### SHORT PROBLEM:
Report every line in the listing that contains the string "with".

________

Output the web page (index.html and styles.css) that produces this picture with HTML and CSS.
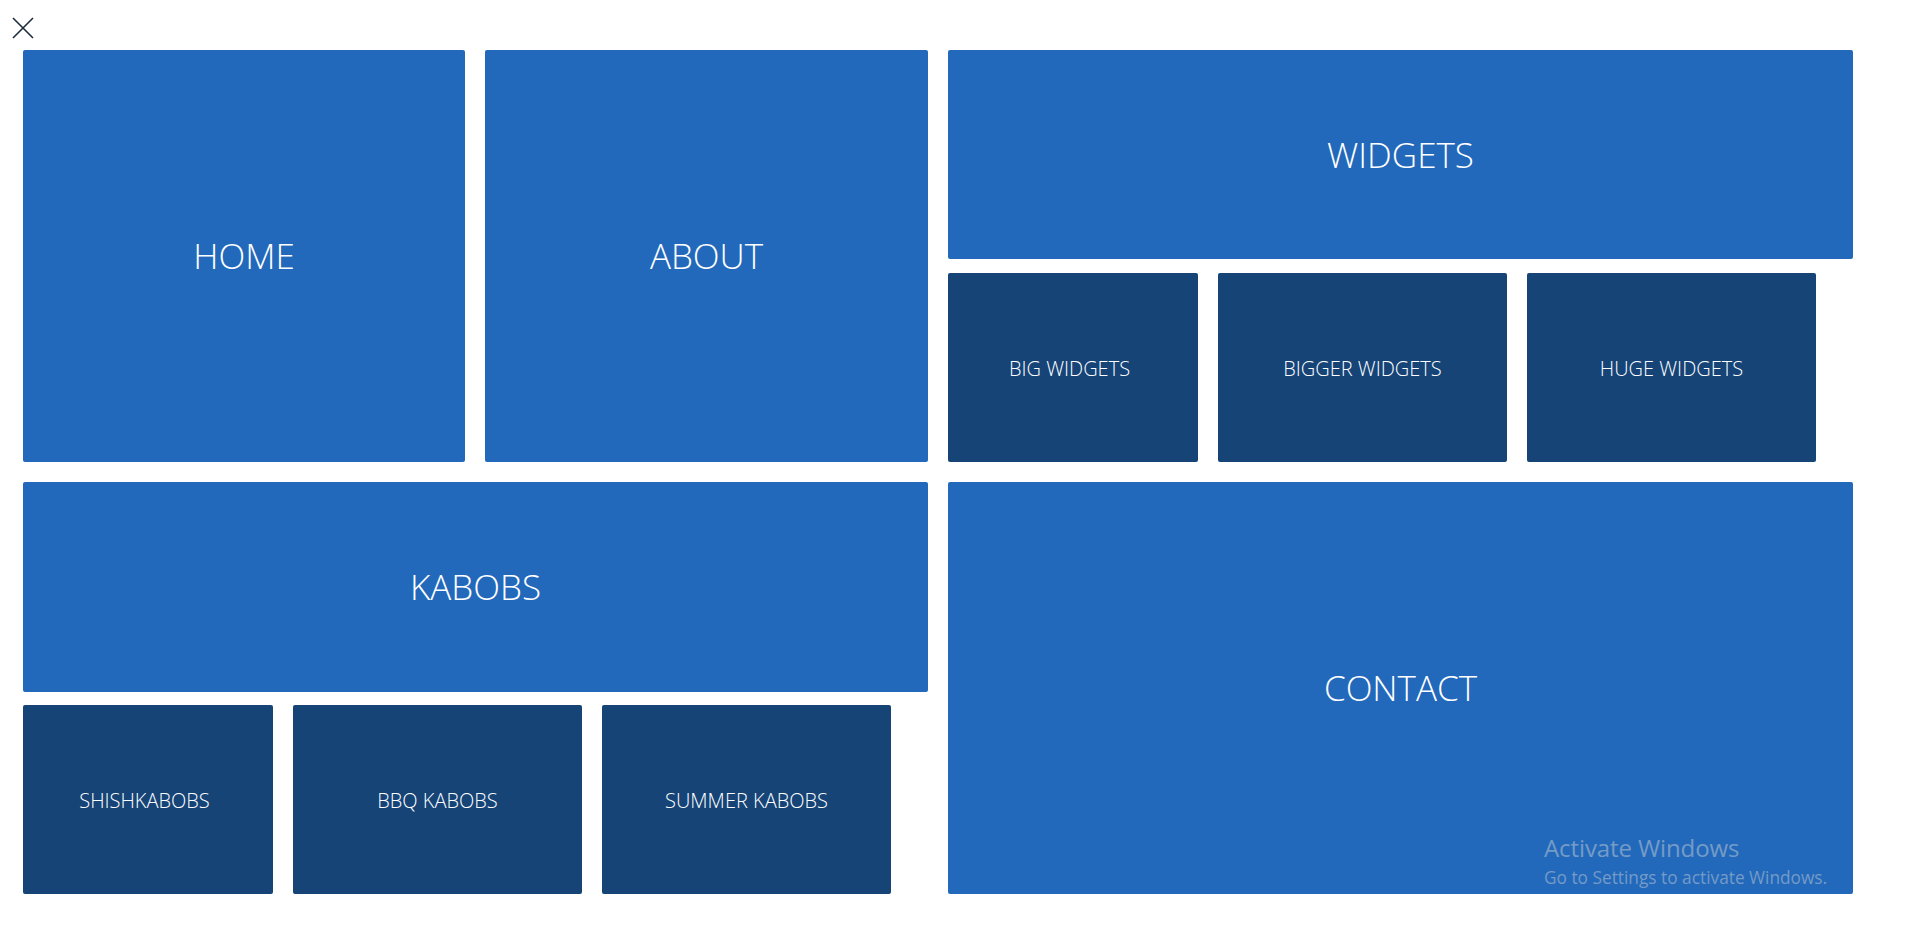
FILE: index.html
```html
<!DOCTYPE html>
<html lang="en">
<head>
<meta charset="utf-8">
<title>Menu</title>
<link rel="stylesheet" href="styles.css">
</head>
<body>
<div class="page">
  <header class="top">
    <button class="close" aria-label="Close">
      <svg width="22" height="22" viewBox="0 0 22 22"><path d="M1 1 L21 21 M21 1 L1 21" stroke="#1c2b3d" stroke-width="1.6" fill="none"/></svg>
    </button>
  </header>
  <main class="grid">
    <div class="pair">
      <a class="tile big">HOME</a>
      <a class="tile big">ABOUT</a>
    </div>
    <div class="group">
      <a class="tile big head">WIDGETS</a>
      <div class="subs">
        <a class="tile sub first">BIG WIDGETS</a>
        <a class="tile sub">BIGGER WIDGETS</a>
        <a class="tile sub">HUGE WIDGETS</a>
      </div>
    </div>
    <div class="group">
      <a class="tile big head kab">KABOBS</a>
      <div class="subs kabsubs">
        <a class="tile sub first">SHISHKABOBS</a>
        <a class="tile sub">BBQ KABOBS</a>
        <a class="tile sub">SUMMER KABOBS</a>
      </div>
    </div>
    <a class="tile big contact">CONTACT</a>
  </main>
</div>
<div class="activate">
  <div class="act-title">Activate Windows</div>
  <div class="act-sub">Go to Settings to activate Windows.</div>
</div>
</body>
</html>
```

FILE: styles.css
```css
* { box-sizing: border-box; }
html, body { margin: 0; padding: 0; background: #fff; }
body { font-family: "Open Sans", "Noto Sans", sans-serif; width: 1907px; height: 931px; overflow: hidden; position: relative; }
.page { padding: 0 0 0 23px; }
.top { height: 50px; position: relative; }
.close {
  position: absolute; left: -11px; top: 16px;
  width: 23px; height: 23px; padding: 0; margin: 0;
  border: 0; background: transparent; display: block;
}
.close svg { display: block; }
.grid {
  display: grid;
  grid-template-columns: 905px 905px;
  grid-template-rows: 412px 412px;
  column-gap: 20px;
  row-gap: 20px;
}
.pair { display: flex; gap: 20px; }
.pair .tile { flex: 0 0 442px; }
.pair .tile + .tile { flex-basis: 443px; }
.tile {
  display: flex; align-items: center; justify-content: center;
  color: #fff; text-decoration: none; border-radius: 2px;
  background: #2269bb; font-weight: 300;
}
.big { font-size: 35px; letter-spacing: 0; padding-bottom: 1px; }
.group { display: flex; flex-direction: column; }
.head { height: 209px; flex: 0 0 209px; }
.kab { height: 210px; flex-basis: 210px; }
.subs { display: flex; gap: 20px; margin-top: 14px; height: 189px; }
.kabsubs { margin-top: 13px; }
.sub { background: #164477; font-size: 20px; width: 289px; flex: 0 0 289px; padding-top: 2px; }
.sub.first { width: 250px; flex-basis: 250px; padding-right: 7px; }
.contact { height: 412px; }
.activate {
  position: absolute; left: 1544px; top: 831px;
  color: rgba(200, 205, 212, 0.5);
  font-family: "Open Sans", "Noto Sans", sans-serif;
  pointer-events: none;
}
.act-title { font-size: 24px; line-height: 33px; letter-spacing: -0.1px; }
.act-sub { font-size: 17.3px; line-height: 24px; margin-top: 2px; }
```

________

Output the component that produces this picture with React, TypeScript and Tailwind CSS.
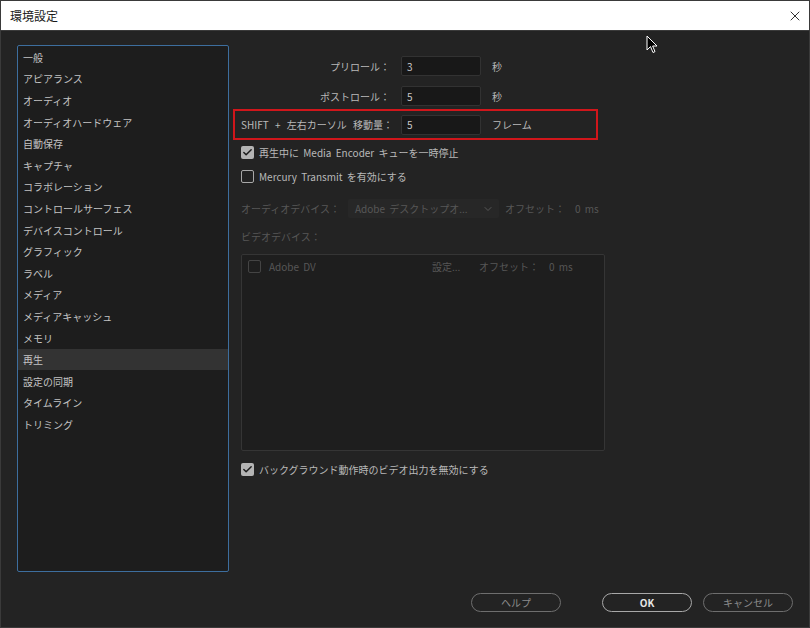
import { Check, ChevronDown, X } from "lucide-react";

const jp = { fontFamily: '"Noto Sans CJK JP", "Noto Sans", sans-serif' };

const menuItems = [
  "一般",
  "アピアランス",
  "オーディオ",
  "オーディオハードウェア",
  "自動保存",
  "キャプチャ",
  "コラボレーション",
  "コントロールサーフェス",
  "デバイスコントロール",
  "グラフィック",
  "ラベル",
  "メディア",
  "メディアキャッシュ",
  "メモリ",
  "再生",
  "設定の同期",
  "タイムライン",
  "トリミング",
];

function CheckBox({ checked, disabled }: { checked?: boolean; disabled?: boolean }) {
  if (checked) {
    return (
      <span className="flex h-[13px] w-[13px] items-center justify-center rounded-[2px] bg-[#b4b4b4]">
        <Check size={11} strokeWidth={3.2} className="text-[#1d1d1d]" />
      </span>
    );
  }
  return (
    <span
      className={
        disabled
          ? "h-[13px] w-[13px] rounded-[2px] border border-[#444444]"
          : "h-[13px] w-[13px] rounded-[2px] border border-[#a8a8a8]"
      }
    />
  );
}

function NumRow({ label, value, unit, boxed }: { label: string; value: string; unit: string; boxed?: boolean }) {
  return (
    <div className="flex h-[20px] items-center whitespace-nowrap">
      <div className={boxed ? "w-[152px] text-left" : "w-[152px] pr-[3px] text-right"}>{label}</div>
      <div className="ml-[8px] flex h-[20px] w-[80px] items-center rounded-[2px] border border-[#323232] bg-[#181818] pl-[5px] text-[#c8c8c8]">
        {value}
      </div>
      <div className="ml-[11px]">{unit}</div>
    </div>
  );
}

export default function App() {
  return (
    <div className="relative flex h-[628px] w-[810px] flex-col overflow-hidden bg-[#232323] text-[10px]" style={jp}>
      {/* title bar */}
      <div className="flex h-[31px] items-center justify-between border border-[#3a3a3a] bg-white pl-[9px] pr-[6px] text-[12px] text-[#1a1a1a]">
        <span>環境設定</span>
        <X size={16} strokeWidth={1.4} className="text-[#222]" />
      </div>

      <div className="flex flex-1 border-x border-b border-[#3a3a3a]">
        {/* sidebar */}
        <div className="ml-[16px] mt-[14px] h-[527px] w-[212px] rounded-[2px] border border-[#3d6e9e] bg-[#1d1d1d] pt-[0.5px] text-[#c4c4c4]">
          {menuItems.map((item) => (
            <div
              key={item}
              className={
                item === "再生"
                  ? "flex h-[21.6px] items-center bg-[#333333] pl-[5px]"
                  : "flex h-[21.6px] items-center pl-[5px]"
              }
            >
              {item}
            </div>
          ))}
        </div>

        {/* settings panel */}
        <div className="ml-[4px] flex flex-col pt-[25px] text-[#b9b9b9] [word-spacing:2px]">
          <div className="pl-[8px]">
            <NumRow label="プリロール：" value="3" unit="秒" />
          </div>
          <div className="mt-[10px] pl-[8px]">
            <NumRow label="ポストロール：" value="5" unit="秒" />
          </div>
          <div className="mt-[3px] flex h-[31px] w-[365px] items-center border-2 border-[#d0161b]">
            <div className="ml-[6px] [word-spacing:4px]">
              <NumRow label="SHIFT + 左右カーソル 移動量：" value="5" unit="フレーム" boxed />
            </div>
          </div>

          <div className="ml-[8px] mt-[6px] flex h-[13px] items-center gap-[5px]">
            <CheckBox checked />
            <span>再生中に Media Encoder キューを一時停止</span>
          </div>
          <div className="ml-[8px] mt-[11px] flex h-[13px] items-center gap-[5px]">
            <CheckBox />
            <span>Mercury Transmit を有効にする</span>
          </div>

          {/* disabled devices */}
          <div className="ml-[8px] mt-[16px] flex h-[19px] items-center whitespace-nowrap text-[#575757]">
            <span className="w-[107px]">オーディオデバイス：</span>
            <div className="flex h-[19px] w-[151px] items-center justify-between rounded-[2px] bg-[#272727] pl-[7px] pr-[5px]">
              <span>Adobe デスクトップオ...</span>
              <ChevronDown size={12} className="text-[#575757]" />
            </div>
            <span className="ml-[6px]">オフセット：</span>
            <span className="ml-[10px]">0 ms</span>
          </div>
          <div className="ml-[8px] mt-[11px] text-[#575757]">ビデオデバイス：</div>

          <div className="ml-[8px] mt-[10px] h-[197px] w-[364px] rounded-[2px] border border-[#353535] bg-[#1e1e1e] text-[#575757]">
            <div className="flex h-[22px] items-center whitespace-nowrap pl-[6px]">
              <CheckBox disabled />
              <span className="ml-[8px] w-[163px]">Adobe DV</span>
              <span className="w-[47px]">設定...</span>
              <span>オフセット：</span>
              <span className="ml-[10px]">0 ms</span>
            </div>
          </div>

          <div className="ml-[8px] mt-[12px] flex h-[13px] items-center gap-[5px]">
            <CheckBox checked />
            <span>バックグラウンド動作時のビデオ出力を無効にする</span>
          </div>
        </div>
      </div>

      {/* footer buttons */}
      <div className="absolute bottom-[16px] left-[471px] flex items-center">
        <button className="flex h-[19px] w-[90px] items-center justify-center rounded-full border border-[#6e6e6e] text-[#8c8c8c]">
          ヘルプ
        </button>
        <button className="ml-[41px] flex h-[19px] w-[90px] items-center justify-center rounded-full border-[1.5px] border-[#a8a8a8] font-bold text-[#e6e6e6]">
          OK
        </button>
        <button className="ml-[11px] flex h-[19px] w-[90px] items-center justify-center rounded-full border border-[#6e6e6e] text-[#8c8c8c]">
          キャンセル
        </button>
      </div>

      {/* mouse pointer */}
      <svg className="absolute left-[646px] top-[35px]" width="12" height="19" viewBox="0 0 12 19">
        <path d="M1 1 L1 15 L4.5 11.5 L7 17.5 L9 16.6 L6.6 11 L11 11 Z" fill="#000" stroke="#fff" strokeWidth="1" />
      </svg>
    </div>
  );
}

________

### EXERCISE OUTPUT:
Output the web page (index.html and styles.css) that produces this picture with HTML and CSS.
Output the component that produces this picture with React, TypeScript and Tailwind CSS.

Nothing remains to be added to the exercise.